Marketers like to scoff at the idea that a good product will sell itself. We like to convince ourselves that no matter how great an idea is, unless we have a hand in pushing it down the consumer’s throat, no one will care.
But let’s face it, if you were selling the cure to Cancer, it wouldn’t matter if you were pitching it from the back of a speeding truck, you’d still have to fight off lines of people nipping at your bumpers.
Why Marketers Exist
Sadly, no matter how important you think that your database driven group calendering system is, Penicillin it is not. That’s why you need Marketers to transform your generic Web 2.0 widget into something worth talking about.
So, now that we know why Marketers exist, lets return to the first point.
As a profession, we are absolutely wrong to think that products don’t have to sell themselves — especially if we are talking about web services. Marketing as a vector for user generation has always boiled down to a question of Money versus Time. The more money you have, the less time you need.
Most web startups have very little of column A and just a fraction more of column B.
That means, ladies and gentleman, the only thing standing between you and the Deadpool is . . . you guessed it, the product.
The most important metric for a young startup is the rate of internal referrals. If your users aren’t inviting their friends, it is time to start asking the hard questions. It’s also time to break down the reality distortion field you have built up against bad news.
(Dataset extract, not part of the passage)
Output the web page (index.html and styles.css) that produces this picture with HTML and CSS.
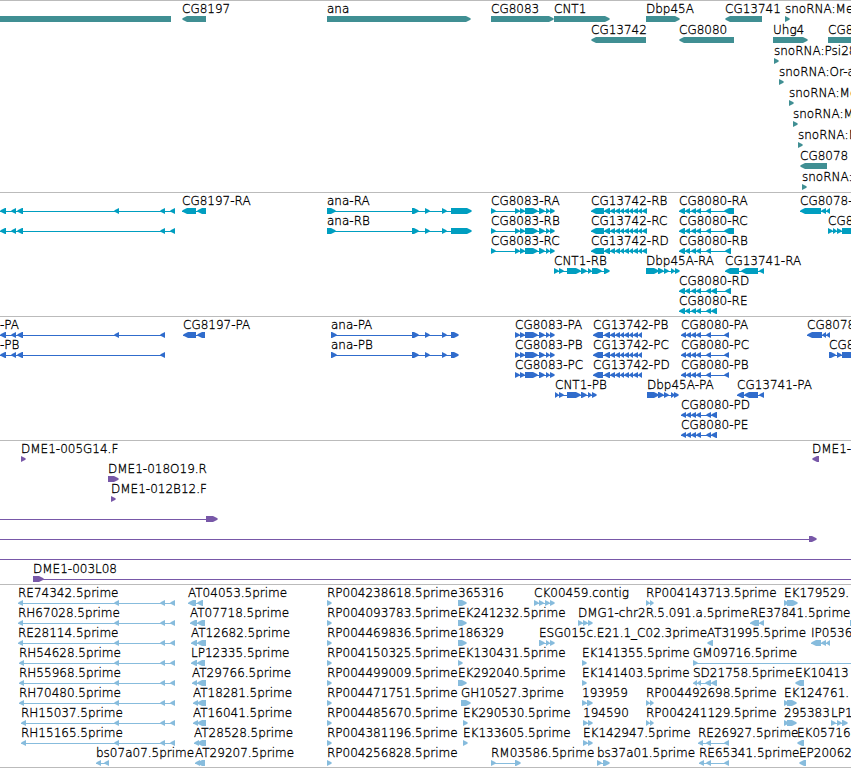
FILE: index.html
```html
<!DOCTYPE html>
<html lang="en">
<head>
    <meta charset="UTF-8">
    <title>Genome browser</title>
    <link rel="stylesheet" href="styles.css">
</head>
<body>

<main id="browser">
    <section class="track genes" id="genes" aria-label="Genes"></section>
    <section class="track transcripts" id="transcripts" aria-label="Transcripts"></section>
    <section class="track proteins" id="proteins" aria-label="Proteins"></section>
    <section class="track clones" id="clones" aria-label="Clones"></section>
    <section class="track ests" id="ests" aria-label="ESTs"></section>
</main>

<script src="tracks.js"></script>
</body>
</html>
```
FILE: styles.css
```css
body {
    margin: 0;
    background: #fff;
    color: #000;
    font-family: "DejaVu Sans", sans-serif;
    font-weight: 200;
    font-size: 12px;
    -webkit-text-stroke: 0.3px #000;
    overflow: hidden;
}
#browser {
    overflow: hidden;
    border-bottom: 1px solid #bbb;
}
.track {
    border-top: 1px solid #bbb;
    padding-bottom: 3px;
}
.row {
    position: relative;
    height: 20px;
}
.genes .row { height: 21px; }
.genes, .ests { padding-bottom: 2px; }

/* features lie on the sequence at their own position */
.feature {
    position: absolute;
    top: 0;
    white-space: nowrap;
}
.label {
    display: block;
    height: 15px;
    line-height: 17px;
}
.glyph {
    display: block;
    height: 6px;
    overflow: visible;
}
.genes .glyph { fill: #408f93; }
.transcripts .glyph { fill: #009ec0; }
.proteins .glyph { fill: #306ccc; }
.clones .glyph { fill: #7858a8; }
.ests .glyph { fill: #87bcdd; }
```
FILE: tracks.js
```js
// one feature: [label, strand, segments, line end]
// segments are "start-end" pairs, the label begins at the first one
var ana = '412-419 425-430 442-447 ';
var cg8083 = '515-520 520-525 525-538 539-545 546-550 550-555';
var cg13742 = ' 604-610 610-615 615-620 620-624 624-629 629-633 633-638 638-642';
var cg8080 = '679-685 685-690 691-696 696-701 706-711';
var cg8080p = '681-686 686-691 691-696 696-701 706-711';
var est = ' 114-119 160-165 170-175';

var tracks = {
    genes: [
        [['', '-', '0-171'], ['CG8197', '-', '182-206'], ['ana', '+', '327-471'], ['CG8083', '+', '491-554'],
         ['CNT1', '+', '554-610'], ['Dbp45A', '+', '646-680'], ['CG13741', '-', '725-762'], ['snoRNA:Me', '+', '785-790']],
        [['CG13742', '-', '591-646'], ['CG8080', '-', '679-734'], ['Uhg4', '+', '773-808'], ['CG8', '+', '828-870']],
        [['snoRNA:Psi28', '+', '774-779']],
        [['snoRNA:Or-a', '+', '779-784']],
        [['snoRNA:Me', '+', '789-794']],
        [['snoRNA:M', '+', '793-798']],
        [['snoRNA:M', '+', '798-803']],
        [['CG8078', '-', '800-827']],
        [['snoRNA:', '+', '802-807']]
    ],
    transcripts: [
        [['', '-', '0-6 11-16 17-23' + est], ['CG8197-RA', '-', '182-196 197-206'],
         ['ana-RA', '+', '327-336 ' + ana + '451-472'], ['CG8083-RA', '+', '491-496 ' + cg8083],
         ['CG13742-RB', '-', '591-604' + cg13742 + ' 642-647'], ['CG8080-RA', '-', cg8080 + ' 724-734'],
         ['CG8078-', '-', '800-821 821-826 826-830']],
        [['', '-', '0-6 11-16 17-23 160-165 170-175'],
         ['ana-RB', '+', '327-336 ' + ana + '451-472'], ['CG8083-RB', '+', '491-496 ' + cg8083],
         ['CG13742-RC', '-', '591-604' + cg13742 + ' 642-647'], ['CG8080-RC', '-', cg8080 + ' 724-734'],
         ['CG8', '+', '828-833 833-837 837-842 842-870']],
        [['CG8083-RC', '+', '491-496 ' + cg8083], ['CG13742-RD', '-', '591-604' + cg13742 + ' 642-647'],
         ['CG8080-RB', '-', cg8080 + ' 725-731']],
        [['CNT1-RB', '+', '554-559 559-564 567-581 581-587 588-592 592-602 604-610'],
         ['Dbp45A-RA', '+', '646-659 658-664 664-669 671-675 675-680'],
         ['CG13741-RA', '-', '725-739 741-758 759-764']],
        [['CG8080-RD', '-', cg8080 + ' 711-717 725-731']],
        [['CG8080-RE', '-', cg8080 + ' 711-717']]
    ],
    proteins: [
        [['-PA', '-', '0-6 11-16 17-23 114-119 160-165'], ['CG8197-PA', '-', '183-196 197-205'],
         ['ana-PA', '+', '331-337 ' + ana + '451-459'], ['CG8083-PA', '+', cg8083],
         ['CG13742-PB', '-', '593-603' + cg13742], ['CG8080-PA', '-', cg8080p + ' 724-729'],
         ['CG8078', '-', '807-822 822-826 826-830']],
        [['-PB', '-', '0-6 11-16 17-23 160-165'],
         ['ana-PB', '+', '331-337 ' + ana + '451-459'], ['CG8083-PB', '+', cg8083],
         ['CG13742-PC', '-', '593-603' + cg13742], ['CG8080-PC', '-', cg8080p + ' 724-729'],
         ['CG8', '+', '829-836 837-842 842-870']],
        [['CG8083-PC', '+', cg8083], ['CG13742-PD', '-', '593-603' + cg13742],
         ['CG8080-PB', '-', cg8080p + ' 724-729']],
        [['CNT1-PB', '+', '555-559 559-564 567-581 581-587 588-592 592-597'],
         ['Dbp45A-PA', '+', '647-659 658-664 664-669 671-675 674-679'],
         ['CG13741-PA', '-', '737-744 744-758 759-764']],
        [['CG8080-PD', '-', cg8080p + ' 711-717']],
        [['CG8080-PE', '-', cg8080p + ' 711-717']]
    ],
    clones: [
        [['DME1-005G14.F', '+', '21-26'], ['DME1-', '-', '812-819']],
        [['DME1-018O19.R', '+', '108-119']],
        [['DME1-012B12.F', '+', '111-116']],
        [['', '+', '0-0 206-218']],
        [['', '+', '0-0 809-817']],
        [['', '+', '0-0', 2000]],
        [['DME1-003L08', '+', '33-44', 2000]]
    ],
    ests: [
        [['RE74342.5prime', '-', '18-23' + est], ['AT04053.5prime', '-', '188-196 197-203'],
         ['RP004238618.5prime', '+', '327-332'], ['365316', '+', '458-467'],
         ['CK00459.contig', '+', '534-539 539-544 545-550 550-555'],
         ['RP004143713.5prime', '+', '646-650 650-654'], ['EK179529.', '+', '784-789 787-798']],
        [['RH67028.5prime', '-', '18-23' + est], ['AT07718.5prime', '-', '190-197 197-205'],
         ['RP004093783.5prime', '+', '327-332'], ['EK241232.5prime', '+', '458-467'],
         ['DMG1-chr2R.5.091.a.5prime', '+', '578-583 583-588 588-593'],
         ['RE37841.5prime', '-', '750-759 759-764'], ['', '+', '850-860']],
        [['RE28114.5prime', '-', '18-23' + est], ['AT12682.5prime', '-', '191-197 197-206'],
         ['RP004469836.5prime', '+', '327-332'], ['186329', '+', '458-467'],
         ['ESG015c.E21.1_C02.3prime', '+', '539-545 546-550 550-555'],
         ['AT31995.5prime', '-', '707-713'], ['IP0536', '-', '811-821 821-826 826-830']],
        [['RH54628.5prime', '-', '19-24' + est], ['LP12335.5prime', '-', '191-197 197-205'],
         ['RP004150325.5prime', '+', '327-332'], ['EK130431.5prime', '+', '458-463'],
         ['EK141355.5prime', '+', '582-587'], ['GM09716.5prime', '+', '693-698', 2000]],
        [['RH55968.5prime', '-', '19-24' + est], ['AT29766.5prime', '-', '192-197 197-206'],
         ['RP004499009.5prime', '+', '327-332'], ['EK292040.5prime', '+', '458-467'],
         ['EK141403.5prime', '+', '582-587'], ['SD21758.5prime', '-', '693-697 697-701 705-711 711-717'],
         ['EK10413', '-', '795-804']],
        [['RH70480.5prime', '-', '19-24' + est], ['AT18281.5prime', '-', '193-198 197-206'],
         ['RP004471751.5prime', '+', '327-332'], ['GH10527.3prime', '+', '461-471'],
         ['193959', '+', '582-587 587-593'], ['RP004492698.5prime', '+', '646-650 650-654'],
         ['EK124761.', '+', '784-789 787-797']],
        [['RH15037.5prime', '-', '21-26' + est], ['AT16041.5prime', '-', '193-198 197-206'],
         ['RP004485670.5prime', '+', '327-332'], ['EK290530.5prime', '+', '463-468'],
         ['194590', '+', '583-588 588-593'], ['RP004241129.5prime', '+', '646-650 650-654'],
         ['295383', '+', '784-789 787-797'], ['LP1', '+', '831-836 837-842 842-848']],
        [['RH15165.5prime', '-', '21-26' + est], ['AT28528.5prime', '-', '194-199 197-206'],
         ['RP004381196.5prime', '+', '327-332'], ['EK133605.5prime', '+', '463-468'],
         ['EK142947.5prime', '+', '583-588 588-593'], ['RE26927.5prime', '-', '698-703 706-711 724-729'],
         ['EK05716', '-', '797-804']],
        [['bs07a07.5prime', '-', '96-101 104-109'], ['AT29207.5prime', '-', '195-200 197-205'],
         ['RP004256828.5prime', '+', '327-332'], ['RM03586.5prime', '+', '491-496 515-521'],
         ['bs37a01.5prime', '+', '597-602 603-610'], ['RE65341.5prime', '-', '699-704 706-711 724-729'],
         ['EP20062', '-', '799-806']]
    ]
};

var SVG = 'http://www.w3.org/2000/svg';
var HEAD = 5; // length of an arrow head

function segmentPoints(a, b, strand) {
    var head = Math.min(HEAD, b - a);
    if (head == 0 || (strand == '-' && a == 0 && b > 150)) {
        return [a, 0, b, 0, b, 6, a, 6].join(' ');
    }
    if (strand == '+') {
        return [a, 0, b - head, 0, b - 1, 2, b, 3, b - 1, 4, b - head, 6, a, 6].join(' ');
    }
    return [b, 0, a + head, 0, a + 1, 2, a, 3, a + 1, 4, a + head, 6, b, 6].join(' ');
}

function drawFeature(row, data) {
    var segments = data[2].split(' ').map(function(s) {
        return s.split('-').map(Number);
    });
    var start = segments[0][0];
    var end = data[3] || segments[segments.length - 1][1];

    var feature = document.createElement('div');
    feature.className = 'feature';
    feature.style.left = start + 'px';

    var label = document.createElement('span');
    label.className = 'label';
    label.textContent = data[0];
    feature.appendChild(label);

    var svg = document.createElementNS(SVG, 'svg');
    svg.setAttribute('class', 'glyph');
    svg.setAttribute('width', end - start);
    svg.setAttribute('height', 6);
    if (segments.length > 1 || data[3]) {
        var line = document.createElementNS(SVG, 'rect');
        line.setAttribute('y', 3);
        line.setAttribute('width', end - start - 2);
        line.setAttribute('height', 1);
        svg.appendChild(line);
    }
    segments.forEach(function(s) {
        var shape = document.createElementNS(SVG, 'polygon');
        shape.setAttribute('points', segmentPoints(s[0] - start, s[1] - start, data[1]));
        svg.appendChild(shape);
    });
    feature.appendChild(svg);
    row.appendChild(feature);
}

for (var name in tracks) {
    var track = document.getElementById(name);
    tracks[name].forEach(function(features) {
        var row = document.createElement('div');
        row.className = 'row';
        features.forEach(function(data) {
            drawFeature(row, data);
        });
        track.appendChild(row);
    });
}
```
Let’s start with the easy ones –
No, things won’t pick op on their own.
No, your good press isn’t going to save you.
Yes, your user feedback is almost always more important than your “hunches” about user behavior.
Your Marketing team’s job is to shape your message, disseminate this to the public, and convince them to give your product a try. Their next responsibility is to figure out why everyone hates your application and tell you how to fix it. If the second part is ignored, the first part doesn’t matter — unless, of course, you have a boat load money to throw at the problem.
The lesson here?
Entrepreneurs, when Marketing tells you something is a problem, understand that fixing it is the only way they can do their jobs. Engineers, plan twice and cut once — if you deliver a buggy product, don’t expect Marketing to be able to be able to sell it to a jaded public.
And for you Marketers, remember you are not the center of the Universe and that no matter how much lipstick you put on a pig, it’s not going to become your Prom Date.